EXERCISE DESCRIPTION » Lines holding the string "index" are the ones to copy; find them all in the data.

[DATA EXTRACT start]

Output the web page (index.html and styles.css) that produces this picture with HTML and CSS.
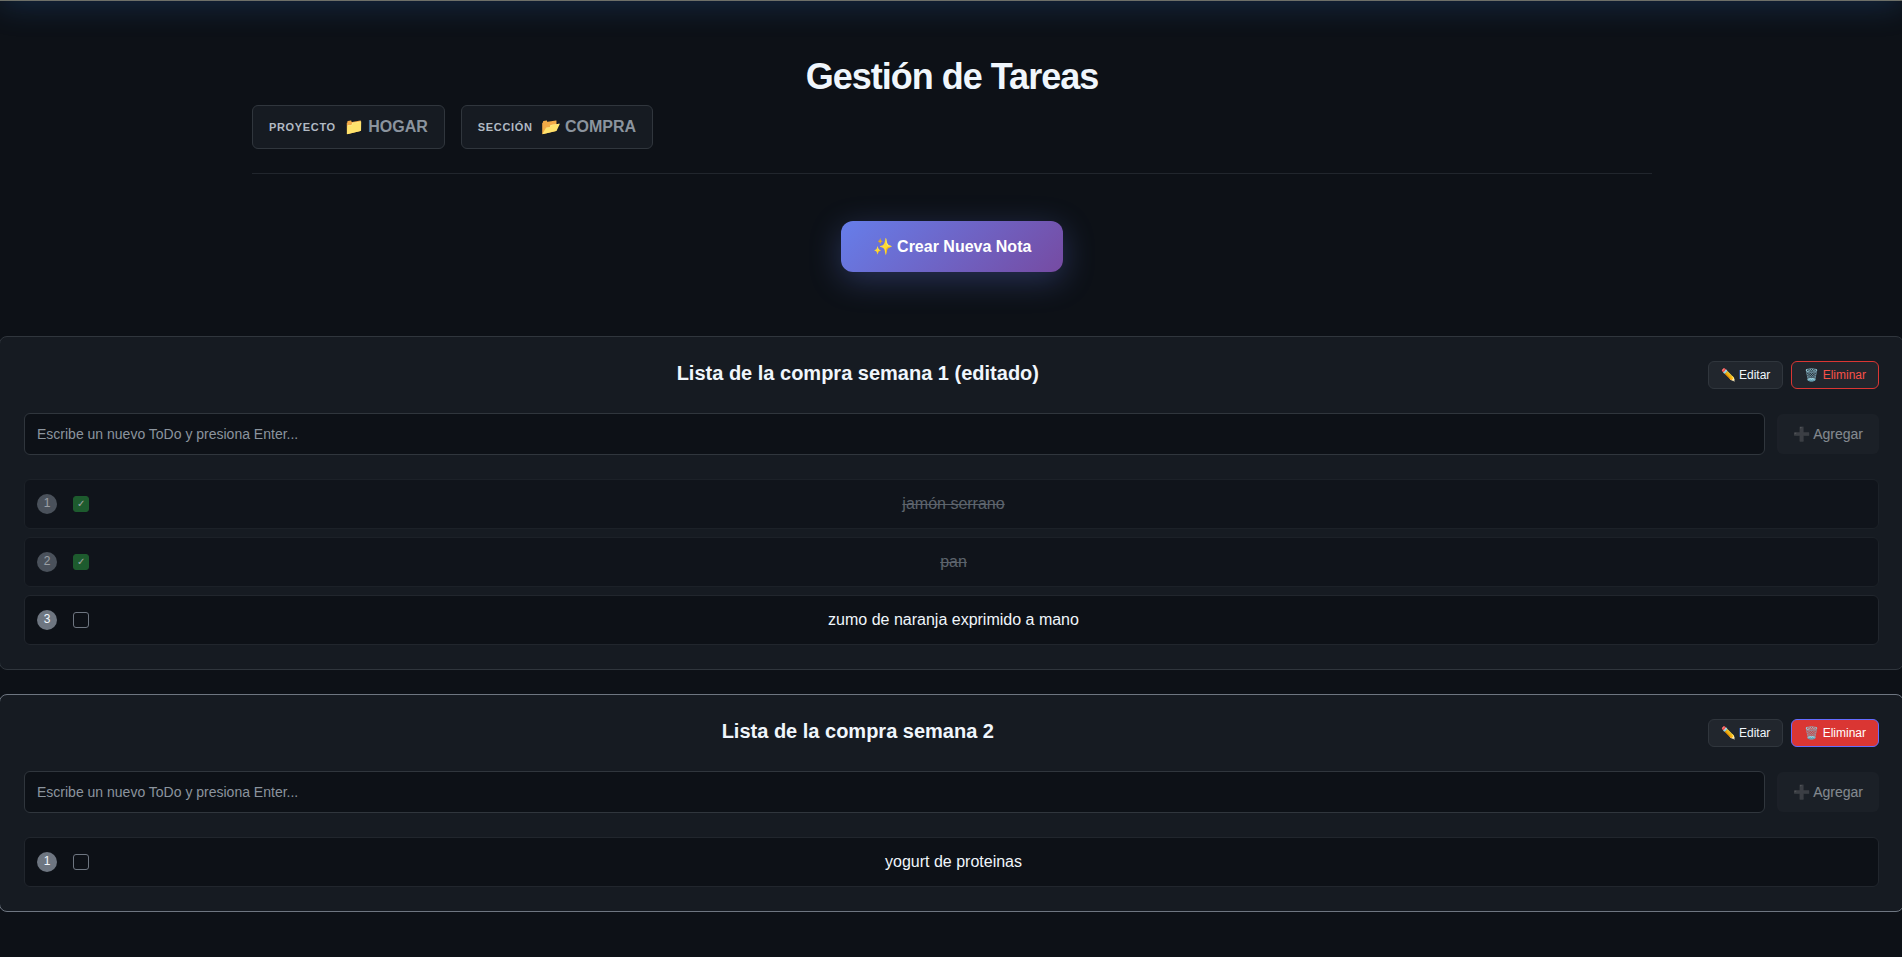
FILE: index.html
```html
<!DOCTYPE html>
<html lang="es">
<head>
<meta charset="utf-8">
<meta name="viewport" content="width=device-width, initial-scale=1">
<title>Gestión de Tareas</title>
<link rel="stylesheet" href="styles.css">
</head>
<body>
<div class="topbar-glow"></div>
<main class="page">
  <header class="header">
    <h1 class="header-title">Gestión de Tareas</h1>
    <div class="crumbs">
      <div class="crumb"><span class="crumb-label">Proyecto</span><span class="crumb-value">📁 HOGAR</span></div>
      <div class="crumb"><span class="crumb-label">Sección</span><span class="crumb-value">📂 COMPRA</span></div>
    </div>
  </header>
  <div class="create">
    <button class="create-button" type="button">✨ Crear Nueva Nota</button>
  </div>
  <section class="notes">
    <article class="note">
      <div class="note-header">
        <h2 class="note-title">Lista de la compra semana 1 (editado)</h2>
        <div class="note-actions">
          <button class="action" type="button">✏️ Editar</button>
          <button class="action action-delete" type="button">🗑️ Eliminar</button>
        </div>
      </div>
      <form class="todo-form">
        <input class="todo-input" type="text" aria-label="Nuevo ToDo" placeholder="Escribe un nuevo ToDo y presiona Enter...">
        <button class="todo-add" type="submit" disabled>➕ Agregar</button>
      </form>
      <ol class="todos">
        <li class="todo todo-done"><span class="todo-number">1</span><input class="todo-check" type="checkbox" id="todo-1" checked><label class="todo-text" for="todo-1">jamón serrano</label></li>
        <li class="todo todo-done"><span class="todo-number">2</span><input class="todo-check" type="checkbox" id="todo-2" checked><label class="todo-text" for="todo-2">pan</label></li>
        <li class="todo"><span class="todo-number">3</span><input class="todo-check" type="checkbox" id="todo-3"><label class="todo-text" for="todo-3">zumo de naranja exprimido a mano</label></li>
      </ol>
    </article>
    <article class="note note-active">
      <div class="note-header">
        <h2 class="note-title">Lista de la compra semana 2</h2>
        <div class="note-actions">
          <button class="action" type="button">✏️ Editar</button>
          <button class="action action-delete action-hot" type="button">🗑️ Eliminar</button>
        </div>
      </div>
      <form class="todo-form">
        <input class="todo-input" type="text" aria-label="Nuevo ToDo" placeholder="Escribe un nuevo ToDo y presiona Enter...">
        <button class="todo-add" type="submit" disabled>➕ Agregar</button>
      </form>
      <ol class="todos">
        <li class="todo"><span class="todo-number">1</span><input class="todo-check" type="checkbox" id="todo-4"><label class="todo-text" for="todo-4">yogurt de proteinas</label></li>
      </ol>
    </article>
  </section>
</main>
</body>
</html>
```

FILE: styles.css
```css
* {
  box-sizing: border-box;
}

body {
  margin: 0;
  overflow-x: hidden;
  background: #0d1117;
  color: #f0f6fc;
  font-family: "Liberation Sans", Arial, sans-serif;
  font-size: 16px;
  line-height: 24px;
}

button,
input {
  font-family: inherit;
}

/* Lower edge and halo of the bar above the page */
.topbar-glow {
  position: absolute;
  top: -60px;
  left: 0;
  right: 0;
  height: 61px;
  border-bottom: 1px solid #6e7068;
  box-shadow: 0 4px 32px rgba(48, 130, 230, 0.22);
}

.page {
  margin-right: -2px;
  padding: 52px 0 40px;
}

.header {
  max-width: 1400px;
  margin: 0 auto;
  padding-bottom: 24px;
  border-bottom: 1px solid #21262d;
}

.header-title {
  margin: 0 0 4px;
  font-size: 36px;
  line-height: 49px;
  letter-spacing: -1px;
  text-align: center;
}

.crumbs {
  display: flex;
  gap: 16px;
}

.crumb {
  display: flex;
  align-items: center;
  gap: 8px;
  padding: 8px 16px;
  border: 1px solid #30363d;
  border-radius: 6px;
  background: #161b22;
  line-height: 26px;
  font-weight: 600;
}

.crumb-label {
  color: #b1bac4;
  font-size: 11px;
  letter-spacing: 0.06em;
  text-transform: uppercase;
}

.crumb-value {
  color: #8b949e;
}

.create {
  display: flex;
  justify-content: center;
  padding: 47px 0 64px;
}

.create-button {
  padding: 16px 32px;
  border: 0;
  border-radius: 12px;
  background: linear-gradient(135deg, #667eea, #764ba2);
  box-shadow: 0 8px 32px rgba(102, 126, 234, 0.3);
  color: #fff;
  font-size: 16px;
  font-weight: 600;
  line-height: 19px;
}

.notes {
  display: grid;
  gap: 24px;
  margin-left: -1px;
}

.note {
  padding: 24px;
  border: 1px solid #30363d;
  border-radius: 8px;
  background: #161b22;
}

.note-active {
  border-color: #6e7681;
}

.note-header {
  display: flex;
  gap: 16px;
  margin-bottom: 24px;
}

.note-title {
  flex: 1;
  margin: 0;
  font-size: 20px;
  line-height: 25px;
  text-align: center;
}

.note-actions {
  display: flex;
  gap: 8px;
}

.action {
  padding: 6px 12px;
  border: 1px solid #30363d;
  border-radius: 6px;
  background: #21262d;
  color: #f0f6fc;
  font-size: 12px;
  line-height: 14px;
}

.action-delete {
  border-color: #da3633;
  color: #f85149;
}

.action-hot {
  border-color: #646cff;
  background: #da3633;
  color: #fff;
}

.todo-form {
  display: flex;
  align-items: center;
  gap: 12px;
  margin-bottom: 24px;
}

.todo-input {
  flex: 1;
  min-width: 0;
  padding: 12px;
  border: 1px solid #30363d;
  border-radius: 6px;
  background: #0d1117;
  color: #f0f6fc;
  font-size: 14px;
  line-height: 16px;
}

.todo-input::placeholder {
  color: #8b949e;
}

.todo-add {
  padding: 12px 16px;
  border: 0;
  border-radius: 6px;
  background: #21262d;
  color: #f0f6fc;
  font-size: 14px;
  line-height: 16px;
  opacity: 0.5;
}

.todos {
  display: grid;
  gap: 8px;
  margin: 0;
  padding: 0;
  list-style: none;
}

.todo {
  display: flex;
  align-items: center;
  gap: 16px;
  padding: 12px;
  border: 1px solid #21262d;
  border-radius: 6px;
  background: #0d1117;
}

.todo-done {
  opacity: 0.6;
}

.todo-number {
  width: 20px;
  height: 20px;
  border-radius: 50%;
  background: #6e7681;
  font-size: 12px;
  line-height: 18px;
  text-align: center;
}

.todo-check {
  display: grid;
  place-items: center;
  width: 16px;
  height: 16px;
  margin: 0;
  border: 1px solid #6e7681;
  border-radius: 3px;
  appearance: none;
}

.todo-check:checked {
  border-color: #238636;
  background: #238636;
}

.todo-check:checked::before {
  content: "✓";
  color: #fff;
  font-size: 10px;
  line-height: 14px;
}

.todo-text {
  flex: 1;
  padding-right: 64px;
  text-align: center;
}

.todo-done .todo-text {
  color: #8b949e;
  text-decoration: line-through;
}
```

[DATA EXTRACT end]

TASK SOLUTION »
Output the web page (index.html and styles.css) that produces this picture with HTML and CSS.
FILE: index.html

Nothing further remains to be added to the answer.